The Tuckahoe Street property has undergone a complete “gut rehab,” according to Hansen. As it stands now, workers from Second Chance, which employs the homeless or unemployed, have stripped the home bare, right down to the brick skeleton. “You need to build it right the first time,” says Hansen. “If you have to rebuild, you risk wasting more resources.”
Most homes lack even the most basic insulation, Hansen says, which leads to gross inefficiencies and energy waste. “Almost 30 percent of our fossil fuels, energy expenditure is in our homes.”
All of the materials from the house will be reused in some way, explains Hansen. “Almost nothing goes to the landfill, or at the very least, we try not to.” They donated the old appliances, recycled wood and incorporated spare bricks in the expansion of the house, which widened the base and added another floor.
As for the new, everything is state of the art green material, from the six-inch insulated walls and floors to energy-efficient doors, windows, appliances – you name it, it’s covered. A system of French drains and water barriers protects the solid foundation, as an array of underground tubes convey groundwater through the deep earth and into the house’s high-efficiency geothermal heating/conditioning system. “Ten feet below ground, the temperature is always stable – 55 degrees,” Hansen says. “So the heater only has to bridge 10, 15 degrees to heat the home, not 30.”
The construction is slated for completion on March 28, when Hansen and My Green Cottage will host an open house alongside actor and environmentalist Ed Begley, Jr., who stars in his own Home and Garden TV network show, “Living With Ed.”
For homeowners who are interested in greening their properties, but can’t afford to effectively gut their homes and start from scratch, Hansen suggests beginning with the basics. “Energy efficiency is the key,” she says. “Replace your windows, you can blow insulation into the walls and check your doors with a blow test to see if there is air entering. Use compact fluorescents or LED lights, too.”
For more information about constructing a LEED home, contact Hansen at anjali@hansen.name.
800 West Broad
LEED Gold
Falls Church area developer Robert Young, of the Young Group and Jefferson One LLC, is adding the finishing touches to the so-called “flower” building at 800 W. Broad St. in Falls Church – the city’s first and only LEED Gold commercial property. Young hopes to bring “leadership in the way of demonstration” to greening the city’s new additions.
Young says the decision to go Gold “made a great deal of sense from a financial point of view,” when a potential tenant would only move in if the building were LEED certified. Fortunately, Young’s architect, Jack Wilburn, already designs “practically at LEED specifications. With a meticulous review of the site plans by LEED professionals and an application for LEED certification, the “flower” building added an on-site shower and bathroom for employees biking or running to work to further comply with Gold standards.
“When they start to see that tenants who want to move in will only come if the building’s LEED certified, they’ll change,” says Young of other developers in the area. Young noted that in the “flower” building tenants can choose to LEED certify their own spaces, even superseding the building’s specifications and reaching LEED platinum.

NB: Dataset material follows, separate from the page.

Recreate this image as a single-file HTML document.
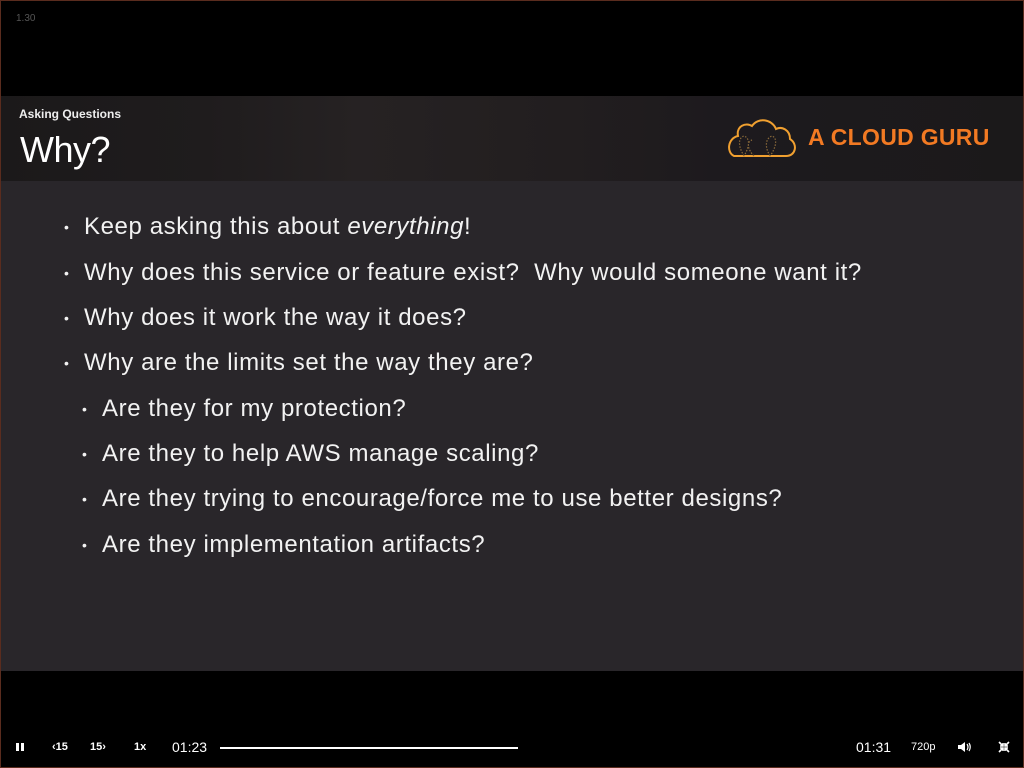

Young says that giant leaps in building construction over the past five years have helped to defray the costs of environmental planning. “Five years ago, green roofs were very expensive. There’s still only one contractor in Virginia who really knows how to build a green roof, but the production has increased and the price is half what it used to be.”
Taking the initiative will pay off in the long run, Young predicts, as more businesses will be required to attain at least LEED Silver, one step below Gold, in the coming years. He hopes 800 W. Broad St. will “encourage other developers to get” LEED certification, but says that it will likely be a “top-down” approach, with the federal and city governments requiring LEED before approving contracts and permits.
Crabtree & Co.
Carbon Free
Like a home retrofitted to energy efficiency standards, a business doesn’t necessarily need LEED certification to reduce its carbon footprint. The environmentally-conscious operation at Falls Church’s marketing group Crabtree & Company is a prime example of a nature-friendly, carbon-cutting business.
Lucinda Crabtree, the company’s founder and CEO, celebrated Crabtree & Company’s 25th anniversary last April, and the year-long theme is “a year of giving back,” says Crabtree.
“We’ve always had an affinity for the environmental arena,” Crabtree explains. Part of the anniversary project has been making the company “carbon free” and tracking the process on the company’s blog.
LEED fitting for a decades-old office building like Crabtree & Company’s, which the firm bought in 1999, would have been difficult within the existing structure, says Crabtree, who, along with husband and business partner Stu McMichael, strategic planner Rick Lesaar and the company’s staff, implemented a green plan of their own.
According to McMichael, the small Park Avenue space has installed 63 brand new “duplex glass” windows, reduced electricity consumption, spearheaded a paper and plastic recycling program in the office and collected old food byproducts for composting, among other initiatives. In addition, four employees carpool together, and others take the Metro system and bike often.
Over the coming years, the company aims to become more energy self-sufficient, Lesaar says, adding that the plans include the possible installation of a cylindrical windmill atop the building. “It would be unobtrusive, pose no danger to animals, and there’s no need for a minimum wind. It’s omni-directional, and would offset the electrical consumption.”